The SEC approved Nasdaq's pilot program for tokenized securities trading on Wednesday, and crypto Twitter immediately lost its mind. "Blockchain is finally going mainstream!" "This changes everything!"
Let me save you some time: it doesn't.
Here's what actually happened. Nasdaq got approval to test representing certain securities on a blockchain instead of traditional settlement systems. Same shares, same rights, same regulations—just a different backend database.
For you as an investor, literally nothing changes. You still buy and sell stocks the same way. You still get the same ownership rights. You still pay the same taxes. The only difference is invisible to you: the record of who owns what is stored on a distributed ledger instead of a centralized database.
The crypto crowd wants you to believe this is revolutionary. It's not. It's a technology upgrade to settlement infrastructure, similar to when the industry moved from paper certificates to electronic records decades ago. That was important for efficiency, but it didn't change what stocks are or how investors interact with them.
Tokenization enthusiasts will tell you this enables 24/7 trading, fractional ownership, and instant settlement. Technically true. Practically? Irrelevant for 99% of investors.
24/7 trading sounds great until you realize market liquidity outside business hours is terrible. Fractional ownership already exists through apps like Robinhood. And T+1 settlement (one business day) is already fast enough for most people.
The real question is: why is Nasdaq doing this? Two reasons. First, blockchain settlement could reduce costs and operational risk over time.
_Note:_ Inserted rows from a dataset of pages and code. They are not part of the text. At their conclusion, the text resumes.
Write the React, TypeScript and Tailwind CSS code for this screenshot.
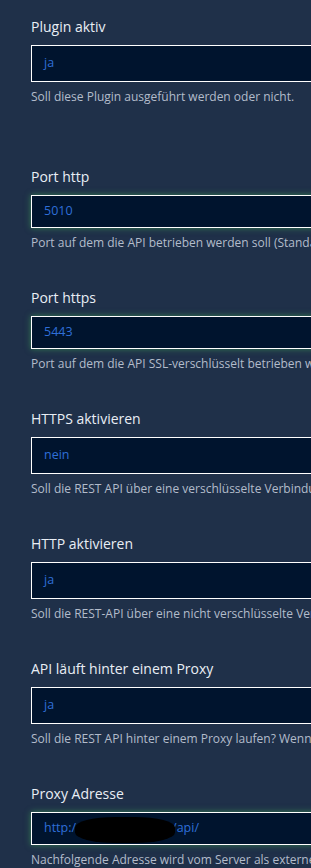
import React from "react"

type Campo = {
  label: string
  valor: string
  hilfe: string
  tipo: "select" | "input"
  redacted?: boolean
}

const campos: Campo[] = [
  { label: "Plugin aktiv", valor: "ja", hilfe: "Soll diese Plugin ausgeführt werden oder nicht.", tipo: "select" },
  { label: "Port http", valor: "5010", hilfe: "Port auf dem die API betrieben werden soll (Standard: 5010)", tipo: "input" },
  { label: "Port https", valor: "5443", hilfe: "Port auf dem die API SSL-verschlüsselt betrieben werden soll", tipo: "input" },
  { label: "HTTPS aktivieren", valor: "nein", hilfe: "Soll die REST API über eine verschlüsselte Verbindung laufen?", tipo: "select" },
  { label: "HTTP aktivieren", valor: "ja", hilfe: "Soll die REST-API über eine nicht verschlüsselte Verbindung laufen?", tipo: "select" },
  { label: "API läuft hinter einem Proxy", valor: "ja", hilfe: "Soll die REST API hinter einem Proxy laufen? Wenn ja, bitte Adresse angeben.", tipo: "select" },
  { label: "Proxy Adresse", valor: "", hilfe: "Nachfolgende Adresse wird vom Server als externe Adresse verwendet.", tipo: "input", redacted: true },
]

export default function App() {
  return (
    <div
      className="h-[868px] w-[311px] overflow-hidden bg-[#1f3049] pl-[31px] pt-[18px]"
      style={{ fontFamily: "'Open Sans', 'Noto Sans', sans-serif" }}
    >
      {campos.map((c, i) => (
        <div key={c.label} className={i === 0 ? "mb-[63px]" : "mb-[38px]"}>
          <div className="mb-[9px] whitespace-nowrap text-[14px] font-medium leading-[18px] text-[#e9eef5]">
            {c.label}
          </div>
          <div
            className={`relative flex w-[320px] items-center border border-white bg-[#00142e] pl-[12px] text-[12.5px] text-[#2f6fd8] ${
              c.tipo === "select" ? "h-[37px]" : "h-[33px] shadow-[0_0_6px_rgba(70,190,90,0.55)]"
            }`}
          >
            {c.redacted ? (
              <span className="flex items-center whitespace-nowrap">
                http:/
                <span className="relative inline-block h-[12px] w-[96px]">
                  <span className="absolute left-[-1px] top-[-6px] h-[26px] w-[100px] rounded-[40%] bg-black" />
                </span>
                /api/
              </span>
            ) : (
              c.valor
            )}
          </div>
          <div className="mt-[7px] whitespace-nowrap text-[12px] leading-[16px] text-[#b3bccb]">{c.hilfe}</div>
        </div>
      ))}
    </div>
  )
}
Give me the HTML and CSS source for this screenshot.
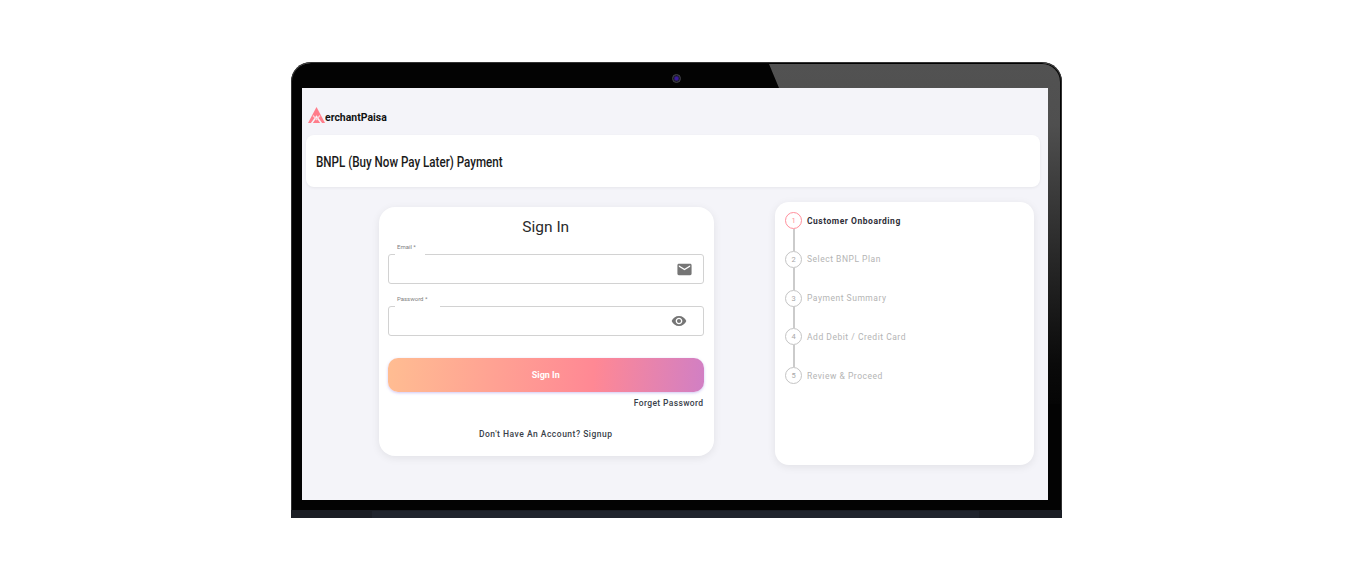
FILE: index.html
```html
<!DOCTYPE html>
<html lang="en">
<head>
  <meta charset="UTF-8">
  <title>BNPL Payment</title>
  <link rel="stylesheet" href="styles.css">
</head>
<body>
  <div class="laptop">
    <div class="glare"></div>
    <div class="camera"></div>

    <div class="screen">
      <div class="logo">
        <svg class="logo-mark" width="17" height="17" viewBox="0 0 17 17">
          <polygon points="8.5,0 17,16 0,16" fill="#ff7d8b"/>
          <polyline points="3.500,16.500 8.500,9.500 13.500,16.500" fill="none" stroke="#f4f4f9" stroke-width="1.500"/>
          <polyline points="5,8.500 8.500,12.500 12,8.500" fill="none" stroke="#ffd0d6" stroke-width="1.200"/>
        </svg>
        <span class="logo-text">erchantPaisa</span>
      </div>

      <div class="title-card"><span class="title-text">BNPL (Buy Now Pay Later) Payment</span></div>

      <div class="columns">
        <!-- Sign in -->
        <form class="signin-card">
          <h2>Sign In</h2>

          <div class="field field-email">
            <label>Email *</label>
            <svg class="field-icon" width="17" height="17" viewBox="0 0 24 24">
              <path d="M20 4H4c-1.100 0-2 .9-2 2v12c0 1.100.9 2 2 2h16c1.100 0 2-.9 2-2V6c0-1.100-.9-2-2-2zm0 4l-8 5-8-5V6l8 5 8-5v2z" fill="#757575"/>
            </svg>
          </div>

          <div class="field field-password">
            <label>Password *</label>
            <svg class="field-icon" width="16" height="16" viewBox="0 0 24 24">
              <path d="M12 4.500C7 4.500 2.730 7.610 1 12c1.730 4.390 6 7.500 11 7.500s9.270-3.110 11-7.500c-1.730-4.390-6-7.500-11-7.500zM12 17c-2.760 0-5-2.240-5-5s2.240-5 5-5 5 2.240 5 5-2.240 5-5 5zm0-8c-1.660 0-3 1.340-3 3s1.340 3 3 3 3-1.340 3-3-1.340-3-3-3z" fill="#757575"/>
            </svg>
          </div>

          <button type="button" class="signin-btn">Sign In</button>
          <div class="forget">Forget Password</div>
          <div class="signup">Don't Have An Account? Signup</div>
        </form>

        <!-- Steps -->
        <div class="steps-card">
          <div class="step active"><span class="dot">1</span><span class="step-name">Customer Onboarding</span></div>
          <div class="step"><span class="dot">2</span><span class="step-name">Select BNPL Plan</span></div>
          <div class="step"><span class="dot">3</span><span class="step-name">Payment Summary</span></div>
          <div class="step"><span class="dot">4</span><span class="step-name">Add Debit / Credit Card</span></div>
          <div class="step"><span class="dot">5</span><span class="step-name">Review &amp; Proceed</span></div>
        </div>
      </div>
    </div>

    <div class="base"><div class="notch"></div></div>
  </div>
</body>
</html>
```

FILE: styles.css
```css
html, body {
  margin: 0;
  padding: 0;
  height: 100%;
  background: #fff;
}
body {
  font-family: Roboto, Arial, sans-serif;
  overflow: hidden;
}
.laptop {
  position: relative;
  box-sizing: border-box;
  width: 771px;
  height: 456px;
  margin: 62px 0 0 291px;
  padding: 26px 14px 0 11px;
  background: #030303;
  border-radius: 20px 20px 0 0;
  box-shadow: inset 0 0 0 1px #333, inset 0 1px 0 #8a8a8a;
  overflow: hidden;
}
.glare {
  position: absolute;
  top: 2px;
  right: 2px;
  width: 291px;
  height: 340px;
  background: linear-gradient(180deg, #525252 0, #4f4f4f 60px, #262626 200px, #0a0a0a 300px, #050505 340px);
  clip-path: polygon(0 0, 100% 0, 100% 100%, 279px 100%, 279px 24px, 10px 24px);
  border-radius: 0 18px 0 0;
}
.camera {
  position: absolute;
  top: 12px;
  left: 381px;
  box-sizing: border-box;
  width: 9px;
  height: 9px;
  border-radius: 50%;
  background: radial-gradient(circle, #3a1aa0 0, #3a1aa0 25%, #1a1a26 60%);
  border: 1px solid #45454d;
}
.screen {
  position: relative;
  height: 412px;
  box-sizing: border-box;
  padding: 18px 8px 0 4px;
  background: #f4f4f9;
}
.logo {
  display: flex;
  align-items: flex-end;
  padding-left: 2px;
  height: 18px;
  margin-bottom: 11px;
}
.logo-mark {
  display: block;
}
.logo-text {
  display: inline-block;
  font-size: 11.500px;
  font-weight: 700;
  line-height: 14px;
  color: #111;
  transform: scaleX(0.91);
  transform-origin: left;
}
.title-card {
  height: 52px;
  line-height: 53px;
  padding-left: 10px;
  background: #fff;
  border-radius: 8px;
  box-shadow: 0 1px 3px rgba(0, 0, 0, 0.06);
}
.title-text {
  display: inline-block;
  font-size: 14px;
  font-weight: 500;
  color: #1a1a1a;
  transform: scaleX(0.83);
  transform-origin: left;
  white-space: nowrap;
}
.columns {
  display: flex;
  align-items: flex-start;
  padding-top: 15px;
}
.signin-card {
  box-sizing: border-box;
  width: 335px;
  height: 249px;
  margin: 5px 0 0 73px;
  padding: 11px 10.500px 0 9px;
  background: #fff;
  border-radius: 16px;
  box-shadow: 0 2px 8px rgba(0, 0, 0, 0.08);
}
.signin-card h2 {
  margin: 0 0 17px;
  font-size: 15.500px;
  font-weight: 400;
  line-height: 19px;
  text-align: center;
  color: #2b2b2b;
}
.field {
  position: relative;
  display: flex;
  align-items: center;
  justify-content: flex-end;
  box-sizing: border-box;
  height: 30px;
  margin-bottom: 22px;
  border: 1px solid #d2d2d2;
  border-radius: 3px;
}
.field label {
  position: absolute;
  top: -14px;
  left: 6px;
  height: 15px;
  padding: 0 0 0 2px;
  line-height: 11px;
  font-size: 6px;
  color: #808080;
  background: #fff;
}
.field-email label { width: 28px; }
.field-password label { width: 43px; }
.field-email .field-icon { margin-right: 10px; }
.field-password .field-icon { margin-right: 16px; }
.signin-btn {
  display: block;
  width: 100%;
  height: 34px;
  border: none;
  border-radius: 10px;
  background: linear-gradient(95deg, #ffbd92 0%, #ff8894 65%, #d17fc4 100%);
  box-shadow: 0 1px 3px rgba(120, 90, 220, 0.35);
  font-family: Roboto, Arial, sans-serif;
  font-size: 9px;
  font-weight: 700;
  color: #fff;
}
.forget {
  margin-top: 6px;
  font-size: 8.5px;
  font-weight: 500;
  letter-spacing: 0.37px;
  line-height: 11px;
  text-align: right;
  color: #3a3f4a;
}
.signup {
  margin-top: 20px;
  font-size: 8.5px;
  font-weight: 500;
  letter-spacing: 0.5px;
  line-height: 11px;
  text-align: center;
  color: #3a3f4a;
}
.steps-card {
  box-sizing: border-box;
  width: 259px;
  height: 263px;
  margin-left: 61px;
  padding: 10px 0 0 10px;
  background: #fff;
  border-radius: 14px;
  box-shadow: 0 2px 8px rgba(0, 0, 0, 0.08);
}
.step {
  position: relative;
  display: flex;
  align-items: center;
  height: 17px;
  margin-bottom: 21.750px;
}
.step + .step::before {
  content: "";
  position: absolute;
  left: 8px;
  top: -22px;
  width: 1.500px;
  height: 22px;
  background: #cbcbcb;
}
.dot {
  box-sizing: border-box;
  display: flex;
  align-items: center;
  justify-content: center;
  flex: none;
  width: 17px;
  height: 17px;
  margin-right: 5px;
  border: 1.500px solid #c4c4c4;
  border-radius: 50%;
  font-size: 7.500px;
  color: #a8a8a8;
}
.step-name {
  font-size: 8.5px;
  font-weight: 400;
  letter-spacing: 0.52px;
  color: #b4b4b4;
}
.step.active .dot {
  border-color: #ff8f9c;
  color: #ff8f9c;
}
.step.active .step-name {
  color: #2e2e38;
  font-weight: 700;
}
.base {
  position: absolute;
  left: 0;
  right: 0;
  bottom: 0;
  height: 8px;
  background: #1b1e25;
}
.notch {
  height: 7px;
  margin: 1px 83px 0 81px;
  background: #20242d;
}
```
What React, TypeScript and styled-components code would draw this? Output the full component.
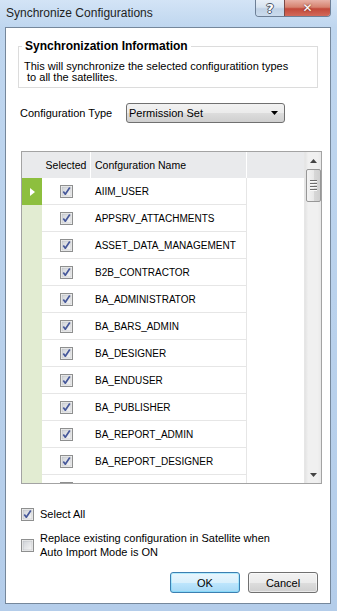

That's good for Nasdaq's bottom line. Second, they don't want to get left behind if blockchain infrastructure becomes the industry standard.
Notice I said "could" and "if." This is a pilot program for a reason. The technology needs to prove it's more reliable, more secure, and more cost-effective than existing systems. That's a high bar.
The SEC's approval is also heavily caveated. This is a limited test, not a full rollout. Nasdaq will have to demonstrate that tokenized settlement doesn't introduce new risks to market integrity, investor protection, or financial stability.